I think my concern with that large a drive pulley (regardless of direct drive vs jackshaft) is that it's really going to change the speed/power balance. You won't have much power (so likely low accelerations), and it might even be to the point that stepper resolution becomes an issue

 

[tetra]

I think I may have been unclear in that last post. My understanding of the issue was that tensioning the standard timing belts imposed a high stress on the motor shaft. In my last post I talked about the metal belts as a possibly remedy, but acknowledged it would require a major redesign to accommodate - whatever that might entail. And your analysis of the diameter and it's effect on acceleration was enlightening for me. Some of that might be absorbable through gearing, and running the motor faster, but stepper power falloff at speed would probably creep in eventually.
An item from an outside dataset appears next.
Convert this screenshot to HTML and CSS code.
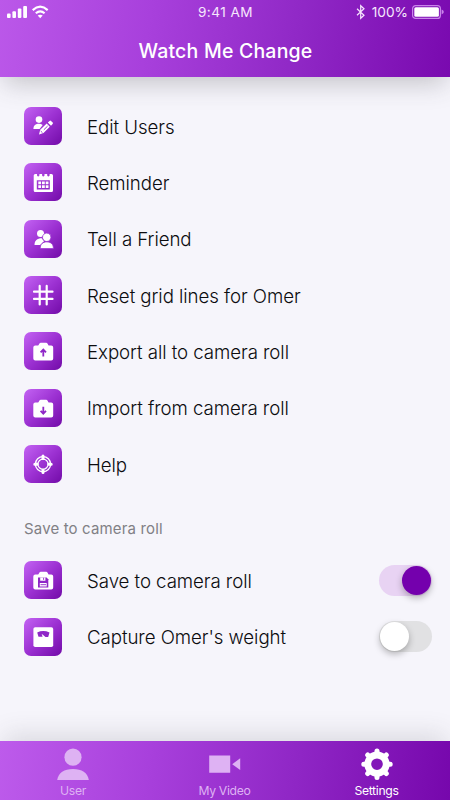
FILE: index.html
```
<!DOCTYPE html>
<html lang="en">
<head>
<meta charset="utf-8">
<title>Watch Me Change</title>
<link rel="stylesheet" href="styles.css">
</head>
<body>
<svg class="defs" width="0" height="0" aria-hidden="true">
  <symbol id="camera" viewBox="0 0 38 38"><path d="M11.3 13.6H14.2L15.2 12Q15.6 10.7 17 10.7H22Q23.3 10.7 23.7 12L24.6 13.6H27.2Q29.2 13.6 29.2 15.6V26.6Q29.2 28.6 27.2 28.6H11.3Q9.3 28.6 9.3 26.6V15.6Q9.3 13.6 11.3 13.6Z"/></symbol>
</svg>
<div class="app">
  <header class="header">
    <div class="status">
      <svg class="signal" viewBox="0 0 44 14"><rect x="0" y="8.5" width="3.6" height="4.5" rx="1"/><rect x="5.4" y="6.2" width="3.6" height="6.8" rx="1"/><rect x="10.8" y="3.6" width="3.6" height="9.4" rx="1"/><rect x="16.2" y="1" width="3.8" height="12" rx="1"/><g class="line"><path d="M25.7 5.1Q33.2-1.7 40.7 5.1"/><path d="M28.8 8.3Q33.2 4.5 37.6 8.3"/></g><path d="M30.7 10.6Q33.2 8.7 35.7 10.6L33.2 13.2Z"/></svg>
      <span class="time">9:41 AM</span>
      <div class="power">
        <svg class="bluetooth" viewBox="0 0 10 16"><path d="M1 4.8 8 11.2 4.7 14.3V1.7L8 4.8 1 11.2"/></svg>
        <span class="percent">100%</span>
        <svg class="battery" viewBox="0 0 32 14"><rect class="case" x=".6" y=".6" width="27.8" height="12.8" rx="3"/><rect x="2.3" y="2.3" width="24.6" height="9.4" rx="1.5"/><path class="cap" d="M29.6 4.6Q31.8 5.5 31.8 7T29.6 9.4Z"/></svg>
      </div>
    </div>
    <h1 class="title">Watch Me Change</h1>
  </header>
  <main class="content">
    <ul class="menu">
      <li class="row"><svg class="tile" viewBox="0 0 38 38"><circle cx="15" cy="12.6" r="3.3"/><path d="M9.4 22C9.4 18.4 11.7 16.8 15 16.8Q17 16.8 18.7 18L15.6 22Z"/><path d="M15 27.4 16.2 22.8 22.7 16.6 25.8 19.8 19.5 26ZM23.8 15.6 25.6 13.9Q26.3 13.3 27 13.9L28.7 15.6Q29.3 16.4 28.6 17.1L27 18.7Z"/><path class="mark thin" d="M16.7 24 18.5 25.8M19.8 22.8 23.6 19.1"/></svg><span class="label">Edit Users</span></li>
      <li class="row"><svg class="tile" viewBox="0 0 38 38"><path fill-rule="evenodd" d="M11.2 11H13V12.5Q14.2 14.3 15.4 12.5V11H18.1V12.5Q19.3 14.3 20.5 12.5V11H23.2V12.5Q24.4 14.3 25.6 12.5V11H27.5Q29 11 29 12.5V27.5Q29 29 27.5 29H11.2Q9.7 29 9.7 27.5V12.5Q9.7 11 11.2 11ZM12.8 17.2V26.5H25.8V17.2Z"/><path d="M14.3 18.5h2.8v2.7h-2.8zM18 18.5h2.8v2.7H18zM21.7 18.5h2.8v2.7h-2.8zM14.3 22.2h2.8v2.7h-2.8zM18 22.2h2.8v2.7H18zM21.7 22.2h2.8v2.7h-2.8z"/></svg><span class="label">Reminder</span></li>
      <li class="row"><svg class="tile" viewBox="0 0 38 38"><circle cx="16.5" cy="13.6" r="3.5"/><path d="M10.5 25C10.5 20.5 13 18.2 17.8 18.2L20 21.2 16.2 25Z"/><g class="front"><circle cx="22.7" cy="17.3" r="4.2"/><path d="M16.2 28.6C16.2 24 18.7 21.9 22.8 21.9S29.4 24 29.4 28.6Z"/></g></svg><span class="label">Tell a Friend</span></li>
      <li class="row"><svg class="tile" viewBox="0 0 38 38"><path class="stroke" d="M15.7 9.9V28.5M22.7 9.9V28.5M10 15.7H28.5M10 22.9H28.5"/></svg><span class="label">Reset grid lines for Omer</span></li>
      <li class="row"><svg class="tile" viewBox="0 0 38 38"><use href="#camera"/><path class="mark" d="M19.3 24.5V18M16.6 20.4 19.3 17.6 22 20.4"/></svg><span class="label">Export all to camera roll</span></li>
      <li class="row"><svg class="tile" viewBox="0 0 38 38"><use href="#camera"/><path class="mark" d="M19.3 17.8V24.3M16.6 21.8 19.3 24.6 22 21.8"/></svg><span class="label">Import from camera roll</span></li>
      <li class="row"><svg class="tile" viewBox="0 0 38 38"><circle class="ring" cx="19" cy="19.2" r="7.6"/><circle class="ring" cx="19" cy="19.2" r="5.1"/><path class="nub" d="M19 11V13.4M19 25V27.4M10.8 19.2H13.2M24.8 19.2H27.2"/></svg><span class="label">Help</span></li>
    </ul>
    <h2 class="section">Save to camera roll</h2>
    <ul class="menu">
      <li class="row"><svg class="tile" viewBox="0 0 38 38"><use href="#camera"/><path class="hole" d="M14 16.5H22.6L24.3 18.2V26.6H14Z"/><path d="M16.2 16.5H21.4V19.7H16.2ZM15.8 22H22.7V25.4H15.8Z"/><path class="mark thin" d="M19.6 16.8V18.9M16.5 23.7H22"/></svg><span class="label">Save to camera roll</span><span class="toggle on"></span></li>
      <li class="row"><svg class="tile" viewBox="0 0 38 38"><rect x="9.4" y="9.2" width="19.8" height="19.8" rx="1.8"/><path class="hole" d="M13.2 14.4Q19.2 11.7 25.5 14.4L24.2 19H21.5L17.6 15.7 18.6 18.7H14.5Z"/></svg><span class="label">Capture Omer's weight</span><span class="toggle"></span></li>
    </ul>
  </main>
  <nav class="tabs">
    <div class="tab"><svg viewBox="0 0 34 34"><circle cx="17" cy="10.2" r="8.6"/><path d="M1.2 33C2.3 25.4 8.2 21.9 17 21.9S31.7 25.4 32.8 33Z"/></svg><span>User</span></div>
    <div class="tab"><svg viewBox="0 0 34 34"><path d="M1.2 8.6H22.2V25.7H1.2ZM24.2 17.2 32.2 11.3V23.1Z"/></svg><span>My Video</span></div>
    <div class="tab active"><svg viewBox="0 0 34 34"><path class="teeth" d="M17 4V8M17 26.4V30.4M3.8 17.2H8M26 17.2H30.2M7.7 7.9 10.5 10.7M23.5 23.7 26.3 26.5M26.3 7.9 23.5 10.7M10.5 23.7 7.7 26.5"/><circle class="gear" cx="17" cy="17.2" r="9.2"/></svg><span>Settings</span></div>
  </nav>
</div>
</body>
</html>
```
FILE: styles.css
```
* { box-sizing: border-box; }
body { margin: 0; font-family: Inter, "Liberation Sans", sans-serif; }
ul { list-style: none; margin: 0; padding: 0; }
.defs { position: absolute; }
.app { width: 450px; height: 800px; display: flex; flex-direction: column; background: #f6f5fb; overflow: hidden; }
.header { height: 77px; flex: none; color: #fff; background: linear-gradient(99deg, #bb58e9 0%, #a840dc 33%, #9028c6 66%, #7909af 100%); box-shadow: 0 10px 26px -4px rgba(60, 60, 70, .28); }
.status { height: 24px; display: grid; grid-template-columns: 1fr auto 1fr; align-items: center; padding: 0 6px 0 7px; }
.signal { width: 44px; height: 14px; fill: #fff; }
.line { fill: none; stroke: #fff; stroke-width: 2.1; }
.time { font-size: 13.6px; letter-spacing: .45px; color: #f6e7fd; }
.power { display: flex; align-items: center; justify-content: flex-end; }
.bluetooth { width: 10px; height: 16px; margin-right: 6px; fill: none; stroke: #f6e7fd; stroke-width: 1.2; }
.percent { font-size: 13.7px; color: #f6e7fd; margin-right: 4px; }
.battery { width: 32px; height: 14px; fill: #fff; }
.case { fill: none; stroke: #c984ea; stroke-width: 1.2; }
.cap { fill: #c984ea; }
.title { margin: 15px 0 0 1px; font-size: 19.5px; line-height: 24px; font-weight: 500; letter-spacing: .2px; text-align: center; }
.content { flex: 1; padding: 21px 18px 0 24px; }
.row { height: 56.33px; display: flex; align-items: center; }
.tile { width: 38px; height: 38px; flex: none; border-radius: 7px; fill: #fff; background: linear-gradient(135deg, #c363f3 0%, #9c31d2 50%, #720ba8 100%); }
.label { margin: 3px 0 0 25px; font-size: 18.7px; line-height: 24px; font-weight: 350; letter-spacing: -.07px; color: #0c0c0f; white-space: nowrap; }
.section { margin: 26px 0 12px; height: 22px; font-size: 15px; line-height: 22px; font-weight: 400; letter-spacing: .15px; color: #818085; }
.stroke { fill: none; stroke: #fff; stroke-width: 2.2; stroke-linecap: round; }
.mark { fill: none; stroke: #8f27c7; stroke-width: 1.8; }
.thin { stroke-width: .9; }
.hole { fill: #8f27c7; }
.front { stroke: #9a31d0; stroke-width: .8; }
.ring { fill: none; stroke: #fff; stroke-width: 1.3; }
.nub { fill: none; stroke: #fff; stroke-width: 3; stroke-linecap: round; }
.toggle { width: 53px; height: 31px; margin-left: auto; padding: 1px; display: flex; border-radius: 16px; background: #e1e1e3; }
.toggle::before { content: ""; width: 29px; height: 29px; border-radius: 50%; background: #fff; box-shadow: 0 3px 7px rgba(0, 0, 0, .28); }
.toggle.on { justify-content: flex-end; background: #e8d3f3; }
.toggle.on::before { background: #7400ad; }
.tabs { height: 59px; flex: none; display: grid; grid-template-columns: 146px 157px 147px; color: #deb2f3; background: linear-gradient(98deg, #bd5beb 0%, #a840dc 33%, #8f26c5 66%, #7607ac 100%); box-shadow: 0 -10px 26px -4px rgba(60, 60, 70, .15); }
.tab { display: flex; flex-direction: column; align-items: center; padding-top: 6px; font-size: 12.2px; letter-spacing: -.33px; line-height: 16px; }
.tab svg { width: 34px; height: 34px; fill: currentColor; margin-bottom: 2px; }
.active { color: #fff; }
.teeth { fill: none; stroke: currentColor; stroke-width: 5; stroke-linecap: round; }
.gear { fill: none; stroke: currentColor; stroke-width: 6.8; }
```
In the second paragraph, I moved back to the original design of the Voron, and I offered some options that could probably help while still using the current timing belt scheme, one of which was the jackshaft idea. This would allow keeping the same size pulleys, while increasing the pulley shaft diameters and beefing up the bearings, and for the drive pulley, employing a 1:1 geared connection to the stepper which would then be under no tensional loading. It would require changing the sign on direction, but otherwise would behave exactly as it does now. It seems like this could be a minimal change to the stepper mounting printed part to accommodate at a minimum, and all pulley mountings as worst case to accommodate larger shafts and bearings everywhere.

 

[shiftingtech]

Apologies, I don't think you were particularly unclear, i just read too fast. There are a number of designs currently doing the dual support thing (take a look at monolith gantry, just as an example). That's pretty well established as necessary if you want to increase the belt tension.

Jackshafts seem to be less in favor at the moment. Current thinking seems to be that they don't offer much benefit, while having potential baggage in terms of possible precision loss & backlash issues.